Auch die forcierte Liebe zu Belarus und seinem Diktator kommt nicht zu kurz. In einem Video schwenkt eine Gruppe von Kindern vor dem Eingang von Dubrawa die belarussische Flagge und ruft im Chor: »Danke Belaruskali, danke Belarus, für die großartigen Geschenke!« Außerdem werden die Kinder, die zwischen 6 und 15 sind, in den »Gesundheitslagern« von lokalen patriotischen Jugendorganisationen im Umgang mit Waffen geschult. Ein »besonderes Highlight« sind Besuche beim Eishockey, dem Lieblingsport des Diktators. In einer Fernsehsendung berichtete Wolkowa, wie sie mit Kindern beim Spiel des Präsidenten auf der Tribüne saß: »Und plötzlich war er da, ein echter Riese. Die Kinder flüsterten: ›Lukaschenko ...‹ Ich sagte: ›Wenn ihr euch gut benehmt, dürfen wir vielleicht öfter hierherkommen, dann sehen wir ihn bestimmt wieder.‹«

Beweise an die Ukraine übergeben

Die Zwangsevakuierung von Zivilisten im Krieg verstößt gegen Völkerrecht, wenn die evakuierende Partei der Verursacher der humanitären Krise in einem Gebiet ist. Genau aus diesem Grund hat der Internationale Strafgerichtshof in Den Haag am 17. März 2023 zu Recht Haftbefehle gegen den russischen Präsidenten Wladimir Putin und die russische Kinderrechtsbeauftragte Maria Lwowa-Belowa erlassen. »Die dokumentierten Beweise für diese Praxis entsprechen der internationalen Definition von Völkermord«, schrieb auch der Europarat in seinem Kommuniqué vom 28. April 2023 und forderte die Rückführung der Kinder.

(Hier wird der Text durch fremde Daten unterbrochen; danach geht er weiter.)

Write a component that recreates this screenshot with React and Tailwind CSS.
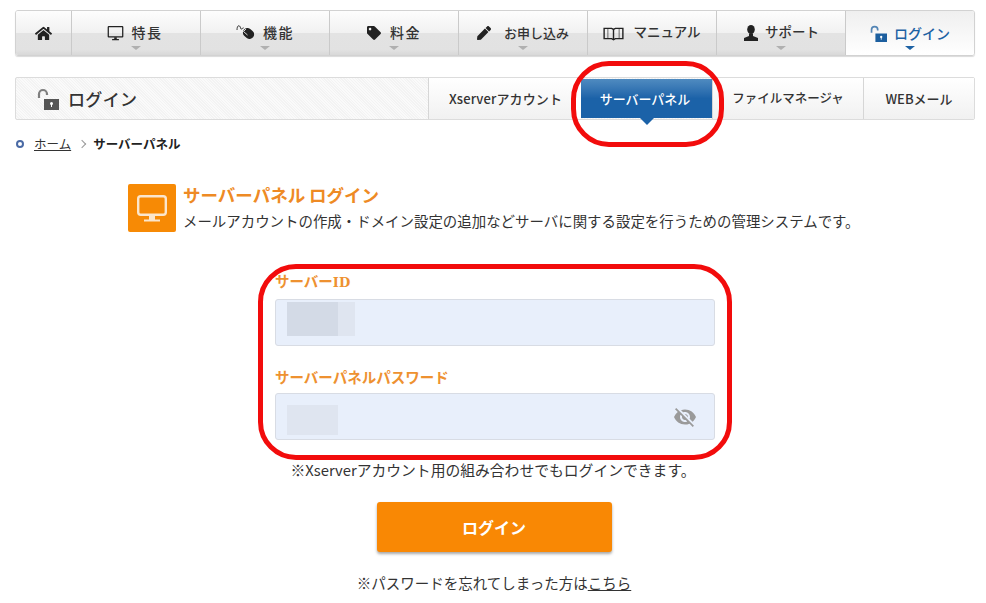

Belarus ist bisher nicht in den Fokus der internationalen Öffentlichkeit gerückt. Doch das NAM sieht eine solide Rechtsgrundlage für die Verhaftung von Wolkowa, Talaj und Lukaschenko. Zumal Belarus auch weiterhin Kinder aus der Ukraine holen will. Die Beweise wurden an Den Haag und Kiew übergeben, sagt Latuschko. In der Ukraine will man jetzt Untersuchungen zur Rolle von Belarus bei der Entführung von Kindern aus den besetzten Gebieten aufnehmen, verkündete die Generalstaatsanwaltschaft am Dienstag.